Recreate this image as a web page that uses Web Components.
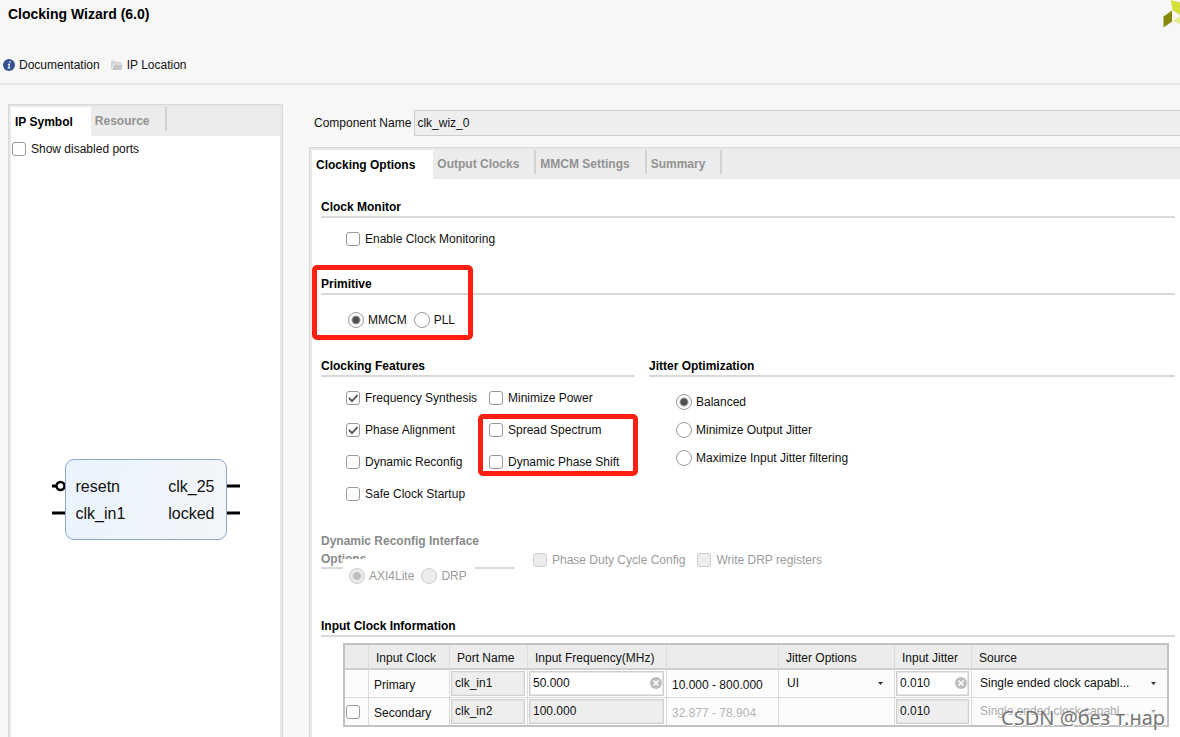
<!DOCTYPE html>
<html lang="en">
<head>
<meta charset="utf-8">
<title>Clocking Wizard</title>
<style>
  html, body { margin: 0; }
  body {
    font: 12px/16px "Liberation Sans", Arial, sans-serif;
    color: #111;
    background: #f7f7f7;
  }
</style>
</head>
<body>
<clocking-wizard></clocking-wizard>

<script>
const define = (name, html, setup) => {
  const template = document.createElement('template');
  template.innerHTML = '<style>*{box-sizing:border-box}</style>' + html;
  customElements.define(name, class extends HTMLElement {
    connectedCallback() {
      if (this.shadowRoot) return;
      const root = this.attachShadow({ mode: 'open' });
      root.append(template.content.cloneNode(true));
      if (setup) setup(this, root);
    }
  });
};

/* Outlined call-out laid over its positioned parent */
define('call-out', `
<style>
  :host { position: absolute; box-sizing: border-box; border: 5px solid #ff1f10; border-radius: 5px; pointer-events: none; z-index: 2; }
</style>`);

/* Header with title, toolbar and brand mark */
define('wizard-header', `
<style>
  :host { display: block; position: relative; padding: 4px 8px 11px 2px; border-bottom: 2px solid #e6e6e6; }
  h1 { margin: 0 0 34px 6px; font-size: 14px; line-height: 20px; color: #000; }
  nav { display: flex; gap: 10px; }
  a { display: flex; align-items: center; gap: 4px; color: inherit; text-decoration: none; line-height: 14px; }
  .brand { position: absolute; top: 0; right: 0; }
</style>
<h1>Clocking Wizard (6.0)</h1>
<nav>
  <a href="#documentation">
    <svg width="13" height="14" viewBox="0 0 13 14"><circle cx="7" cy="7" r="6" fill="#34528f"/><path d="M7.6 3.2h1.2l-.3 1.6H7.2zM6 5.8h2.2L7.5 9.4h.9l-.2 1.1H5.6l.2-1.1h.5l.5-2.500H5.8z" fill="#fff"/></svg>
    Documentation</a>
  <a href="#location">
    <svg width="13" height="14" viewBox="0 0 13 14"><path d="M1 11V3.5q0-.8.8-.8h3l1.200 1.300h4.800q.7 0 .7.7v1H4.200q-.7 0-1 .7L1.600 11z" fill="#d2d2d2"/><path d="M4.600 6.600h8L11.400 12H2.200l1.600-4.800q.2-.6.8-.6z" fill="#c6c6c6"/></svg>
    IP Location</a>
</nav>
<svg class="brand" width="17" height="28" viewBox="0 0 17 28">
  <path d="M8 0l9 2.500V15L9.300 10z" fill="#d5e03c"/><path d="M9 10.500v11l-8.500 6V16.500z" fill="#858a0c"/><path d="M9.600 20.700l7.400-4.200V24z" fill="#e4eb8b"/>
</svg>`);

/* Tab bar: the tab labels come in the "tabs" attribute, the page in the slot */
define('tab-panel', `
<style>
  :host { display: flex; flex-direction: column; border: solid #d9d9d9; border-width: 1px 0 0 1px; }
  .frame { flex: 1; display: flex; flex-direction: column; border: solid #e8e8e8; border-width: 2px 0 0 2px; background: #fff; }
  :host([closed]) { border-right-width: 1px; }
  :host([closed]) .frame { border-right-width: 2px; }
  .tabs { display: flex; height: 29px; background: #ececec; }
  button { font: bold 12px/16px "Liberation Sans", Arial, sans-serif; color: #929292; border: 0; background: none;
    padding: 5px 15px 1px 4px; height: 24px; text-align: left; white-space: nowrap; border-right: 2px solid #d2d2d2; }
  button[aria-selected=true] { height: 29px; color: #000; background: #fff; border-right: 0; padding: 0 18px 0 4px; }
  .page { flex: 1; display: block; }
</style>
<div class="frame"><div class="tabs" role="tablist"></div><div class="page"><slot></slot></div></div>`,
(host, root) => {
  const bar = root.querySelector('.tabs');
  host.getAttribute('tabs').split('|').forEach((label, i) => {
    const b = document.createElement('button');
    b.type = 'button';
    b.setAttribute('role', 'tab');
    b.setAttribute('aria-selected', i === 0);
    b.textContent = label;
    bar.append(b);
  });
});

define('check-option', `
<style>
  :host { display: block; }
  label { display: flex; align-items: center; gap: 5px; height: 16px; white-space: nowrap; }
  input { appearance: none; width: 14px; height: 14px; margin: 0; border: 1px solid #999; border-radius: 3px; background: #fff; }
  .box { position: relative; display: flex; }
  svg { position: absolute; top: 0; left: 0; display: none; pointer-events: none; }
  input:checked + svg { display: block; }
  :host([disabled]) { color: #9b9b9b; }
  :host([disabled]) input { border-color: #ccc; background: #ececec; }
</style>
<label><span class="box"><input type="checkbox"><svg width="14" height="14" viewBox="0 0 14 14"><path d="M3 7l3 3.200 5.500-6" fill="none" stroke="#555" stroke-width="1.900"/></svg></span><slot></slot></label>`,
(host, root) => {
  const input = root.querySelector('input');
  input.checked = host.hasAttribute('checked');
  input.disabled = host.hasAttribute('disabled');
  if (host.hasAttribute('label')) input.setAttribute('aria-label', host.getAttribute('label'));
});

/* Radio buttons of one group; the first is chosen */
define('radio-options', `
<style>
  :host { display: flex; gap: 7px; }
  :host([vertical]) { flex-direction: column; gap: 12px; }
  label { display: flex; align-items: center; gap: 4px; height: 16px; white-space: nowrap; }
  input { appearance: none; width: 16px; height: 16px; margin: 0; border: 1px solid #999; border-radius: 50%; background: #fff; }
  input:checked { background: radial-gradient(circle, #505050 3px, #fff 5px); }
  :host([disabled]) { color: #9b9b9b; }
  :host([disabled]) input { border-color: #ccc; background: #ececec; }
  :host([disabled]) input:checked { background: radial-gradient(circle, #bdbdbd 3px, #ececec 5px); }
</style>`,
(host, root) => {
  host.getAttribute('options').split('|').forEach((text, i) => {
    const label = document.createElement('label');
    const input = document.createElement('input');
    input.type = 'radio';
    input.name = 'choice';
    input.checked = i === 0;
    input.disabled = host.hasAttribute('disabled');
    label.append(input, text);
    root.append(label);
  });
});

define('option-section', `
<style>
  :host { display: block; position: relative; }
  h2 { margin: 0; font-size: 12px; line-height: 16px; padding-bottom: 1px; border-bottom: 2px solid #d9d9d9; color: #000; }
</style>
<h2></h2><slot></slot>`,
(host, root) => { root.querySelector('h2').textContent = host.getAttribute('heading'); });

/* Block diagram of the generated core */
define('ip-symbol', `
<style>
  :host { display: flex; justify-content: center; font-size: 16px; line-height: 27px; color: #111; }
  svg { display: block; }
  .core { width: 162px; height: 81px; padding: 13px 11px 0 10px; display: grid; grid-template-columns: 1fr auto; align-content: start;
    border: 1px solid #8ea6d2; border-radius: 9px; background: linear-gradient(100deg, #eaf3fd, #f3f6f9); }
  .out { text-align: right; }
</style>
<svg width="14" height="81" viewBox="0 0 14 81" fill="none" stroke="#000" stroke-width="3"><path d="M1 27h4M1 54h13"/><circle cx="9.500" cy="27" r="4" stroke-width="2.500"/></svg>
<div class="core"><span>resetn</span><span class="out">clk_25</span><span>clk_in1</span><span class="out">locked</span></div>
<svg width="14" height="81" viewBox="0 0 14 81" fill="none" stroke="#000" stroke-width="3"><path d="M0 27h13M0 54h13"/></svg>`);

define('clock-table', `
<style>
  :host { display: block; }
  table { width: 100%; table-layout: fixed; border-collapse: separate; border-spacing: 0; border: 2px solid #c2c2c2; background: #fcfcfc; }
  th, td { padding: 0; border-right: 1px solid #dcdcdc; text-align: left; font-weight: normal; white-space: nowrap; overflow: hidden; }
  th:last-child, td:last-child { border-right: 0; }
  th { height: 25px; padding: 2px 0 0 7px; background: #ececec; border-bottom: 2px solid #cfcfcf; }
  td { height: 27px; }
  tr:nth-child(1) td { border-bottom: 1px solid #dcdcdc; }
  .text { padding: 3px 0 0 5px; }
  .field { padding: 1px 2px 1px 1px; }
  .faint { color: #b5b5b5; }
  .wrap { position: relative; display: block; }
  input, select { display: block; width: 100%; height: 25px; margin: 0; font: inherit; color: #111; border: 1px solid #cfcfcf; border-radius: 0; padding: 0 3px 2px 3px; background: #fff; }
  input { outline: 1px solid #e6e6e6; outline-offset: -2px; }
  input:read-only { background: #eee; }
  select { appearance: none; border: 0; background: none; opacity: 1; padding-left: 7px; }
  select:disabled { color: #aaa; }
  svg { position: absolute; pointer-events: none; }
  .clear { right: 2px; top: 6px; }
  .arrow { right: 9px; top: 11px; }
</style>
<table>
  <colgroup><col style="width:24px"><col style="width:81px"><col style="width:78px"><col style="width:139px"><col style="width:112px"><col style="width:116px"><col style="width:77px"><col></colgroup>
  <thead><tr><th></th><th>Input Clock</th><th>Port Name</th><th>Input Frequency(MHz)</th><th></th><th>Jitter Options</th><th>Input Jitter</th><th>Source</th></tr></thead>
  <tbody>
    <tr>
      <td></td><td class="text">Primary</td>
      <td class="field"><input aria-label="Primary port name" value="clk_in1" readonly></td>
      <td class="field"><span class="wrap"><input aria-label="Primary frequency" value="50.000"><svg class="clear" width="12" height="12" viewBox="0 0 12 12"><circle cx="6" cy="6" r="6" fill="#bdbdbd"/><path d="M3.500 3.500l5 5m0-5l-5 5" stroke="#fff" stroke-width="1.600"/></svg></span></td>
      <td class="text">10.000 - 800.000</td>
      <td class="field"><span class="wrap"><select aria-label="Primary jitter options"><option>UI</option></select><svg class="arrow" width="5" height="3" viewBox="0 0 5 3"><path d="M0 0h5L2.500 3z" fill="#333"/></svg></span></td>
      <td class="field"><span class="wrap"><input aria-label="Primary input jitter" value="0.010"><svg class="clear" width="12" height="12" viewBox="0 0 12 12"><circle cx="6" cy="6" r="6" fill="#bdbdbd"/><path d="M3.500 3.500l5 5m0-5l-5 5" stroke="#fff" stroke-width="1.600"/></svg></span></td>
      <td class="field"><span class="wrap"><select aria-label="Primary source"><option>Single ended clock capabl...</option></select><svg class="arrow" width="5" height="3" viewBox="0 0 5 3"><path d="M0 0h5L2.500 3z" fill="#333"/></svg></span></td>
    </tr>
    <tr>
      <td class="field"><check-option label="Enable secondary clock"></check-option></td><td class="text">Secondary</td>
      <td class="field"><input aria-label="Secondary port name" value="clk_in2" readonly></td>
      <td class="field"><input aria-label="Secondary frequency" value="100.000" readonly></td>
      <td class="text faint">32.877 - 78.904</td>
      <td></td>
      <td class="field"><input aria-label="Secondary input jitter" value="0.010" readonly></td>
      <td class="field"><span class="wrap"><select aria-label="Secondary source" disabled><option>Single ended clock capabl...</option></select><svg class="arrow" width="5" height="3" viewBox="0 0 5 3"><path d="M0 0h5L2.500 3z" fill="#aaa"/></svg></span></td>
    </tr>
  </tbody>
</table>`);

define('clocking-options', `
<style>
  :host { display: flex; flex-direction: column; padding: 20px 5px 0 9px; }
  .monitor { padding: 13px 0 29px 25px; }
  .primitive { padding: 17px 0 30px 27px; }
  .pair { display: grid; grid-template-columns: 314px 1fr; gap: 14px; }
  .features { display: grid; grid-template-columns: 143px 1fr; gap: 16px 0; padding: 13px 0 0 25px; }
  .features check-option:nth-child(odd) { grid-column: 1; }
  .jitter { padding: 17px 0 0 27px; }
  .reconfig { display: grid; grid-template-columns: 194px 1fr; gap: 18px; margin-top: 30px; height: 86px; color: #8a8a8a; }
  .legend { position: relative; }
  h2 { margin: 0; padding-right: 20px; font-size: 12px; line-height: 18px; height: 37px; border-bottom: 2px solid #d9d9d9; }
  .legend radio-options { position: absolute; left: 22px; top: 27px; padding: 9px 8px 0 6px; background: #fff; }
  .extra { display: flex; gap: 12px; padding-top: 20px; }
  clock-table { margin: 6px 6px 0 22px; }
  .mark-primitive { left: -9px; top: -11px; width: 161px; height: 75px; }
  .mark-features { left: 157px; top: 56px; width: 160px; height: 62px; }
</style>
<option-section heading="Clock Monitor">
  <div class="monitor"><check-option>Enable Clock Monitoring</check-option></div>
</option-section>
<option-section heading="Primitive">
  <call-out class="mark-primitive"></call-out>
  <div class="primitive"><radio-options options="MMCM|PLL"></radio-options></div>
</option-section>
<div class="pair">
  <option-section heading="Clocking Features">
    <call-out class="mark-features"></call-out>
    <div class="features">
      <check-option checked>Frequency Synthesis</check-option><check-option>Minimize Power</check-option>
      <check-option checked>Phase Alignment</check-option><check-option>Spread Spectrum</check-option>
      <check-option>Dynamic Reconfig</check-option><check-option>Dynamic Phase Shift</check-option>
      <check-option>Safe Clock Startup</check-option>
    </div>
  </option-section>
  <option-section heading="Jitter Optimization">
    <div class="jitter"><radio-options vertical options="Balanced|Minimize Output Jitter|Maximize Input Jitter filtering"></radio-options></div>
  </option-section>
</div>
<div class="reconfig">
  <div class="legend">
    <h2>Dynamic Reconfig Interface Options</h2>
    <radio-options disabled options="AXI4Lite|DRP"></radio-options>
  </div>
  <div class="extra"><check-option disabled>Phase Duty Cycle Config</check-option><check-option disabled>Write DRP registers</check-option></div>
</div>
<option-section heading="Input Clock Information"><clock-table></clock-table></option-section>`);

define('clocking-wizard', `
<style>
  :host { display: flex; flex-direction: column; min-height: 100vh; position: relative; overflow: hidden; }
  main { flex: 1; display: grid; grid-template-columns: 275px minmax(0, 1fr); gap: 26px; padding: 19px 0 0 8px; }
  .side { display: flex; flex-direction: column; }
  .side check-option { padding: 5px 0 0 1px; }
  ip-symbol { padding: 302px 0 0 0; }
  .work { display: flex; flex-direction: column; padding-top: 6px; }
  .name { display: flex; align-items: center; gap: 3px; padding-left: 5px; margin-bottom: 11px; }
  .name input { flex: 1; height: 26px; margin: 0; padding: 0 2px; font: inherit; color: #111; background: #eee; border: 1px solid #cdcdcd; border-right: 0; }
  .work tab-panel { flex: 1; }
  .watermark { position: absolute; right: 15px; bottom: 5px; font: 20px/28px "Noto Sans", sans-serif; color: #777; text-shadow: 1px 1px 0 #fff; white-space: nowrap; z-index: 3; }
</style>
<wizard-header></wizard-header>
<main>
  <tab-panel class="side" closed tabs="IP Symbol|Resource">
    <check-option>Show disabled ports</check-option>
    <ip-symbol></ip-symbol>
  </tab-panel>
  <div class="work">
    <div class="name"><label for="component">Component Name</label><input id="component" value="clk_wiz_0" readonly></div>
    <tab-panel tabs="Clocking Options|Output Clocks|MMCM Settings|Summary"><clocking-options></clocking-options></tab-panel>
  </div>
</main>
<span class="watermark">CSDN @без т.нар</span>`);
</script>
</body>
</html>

_TASK INSTRUCTIONS_:
Go through the material above and copy each line that has the word "page".

_THE ANSWER_:
Recreate this image as a web page that uses Web Components.
/* Tab bar: the tab labels come in the "tabs" attribute, the page in the slot */
  .page { flex: 1; display: block; }
<div class="frame"><div class="tabs" role="tablist"></div><div class="page"><slot></slot></div></div>`,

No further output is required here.